Lessons Learned

Over the past thirty one years, I’ve worked for four successful high tech corporations. One thing they all have in common is a review process called “Lessons Learned” whereby the team who worked on a given project gathers data and meets to discuss what went well and what failed. This is a proven preventative measure to eliminate making the same mistakes again as well as to implement whatever contributed to the success of that product in future endeavors.

I was convicted today during my reading of the Scriptures that I lack such a preventive measure in my personal life. Of course, I was eating lunch at the time and as usual, the Lord used that opportunity knowing it would sink in if He applied it to food (those who can’t relate, please bear with me).
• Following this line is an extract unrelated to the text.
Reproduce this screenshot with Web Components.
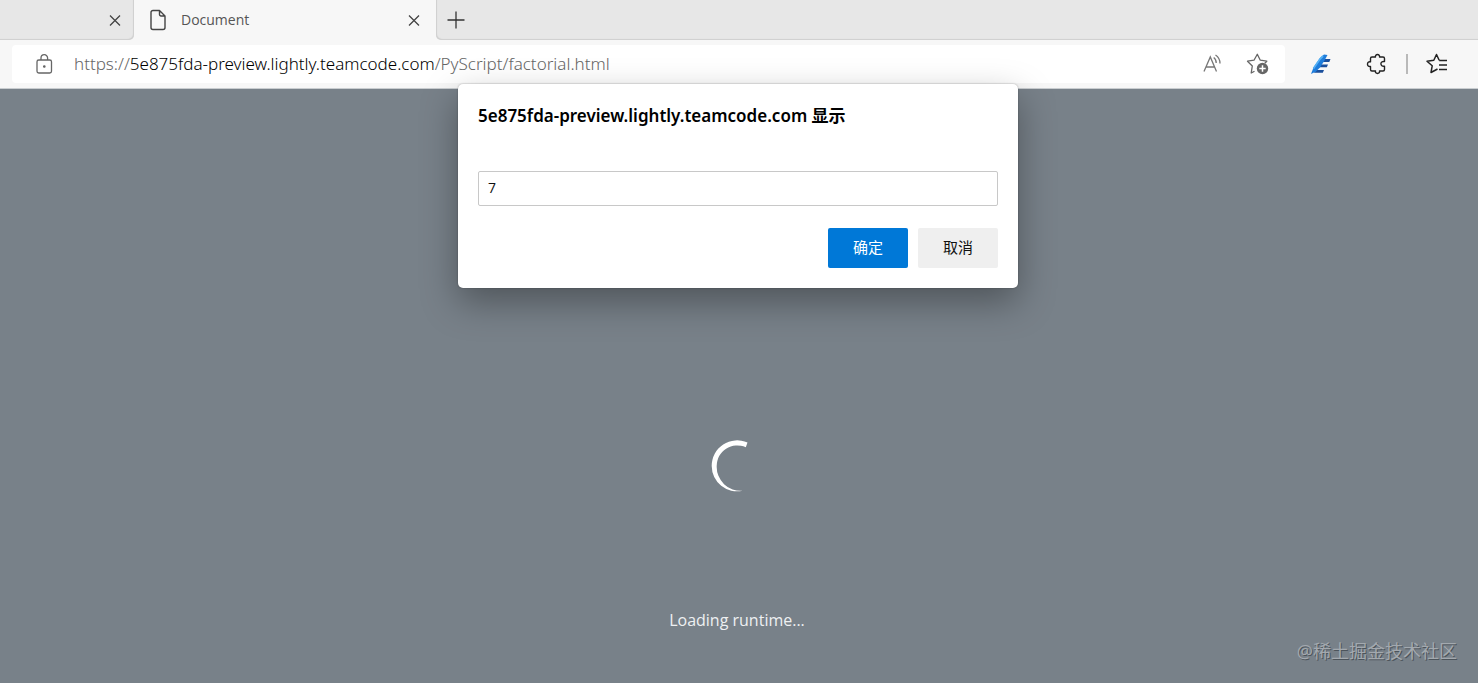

 I have read through countless diets. I have even committed to follow several of them with the best intentions. Yet I am angry when my clothes don’t fit (as some unfortunate individuals who have fallen victim to my ranting in the dressing rooms can attest to). But seriously, who have I to blame but myself? No one else put the fat on my body! No one else force fed me ice cream and potato chips! People who care about me, witnessing my self-destructive behavior have tried to politely correct me with words like: “Mom, you need to eat healthy food. You’ll feel so much better! And take the time to exercise! I’ll even go grocery shopping with you and train you at the gym!” to which I smile and nod. But when will actual change happen? By osmosis? By hearing emphatic suggestions? By having countless diet books on my shelf? By staring intently every morning at the model on Glamour Magazine?  Even going to the gym and “appreciating” those treadmills, agreeing that they are necessary won’t work. Change will never happen until I take the initiative for myself. Action is required. A great place to begin would be a strong detox.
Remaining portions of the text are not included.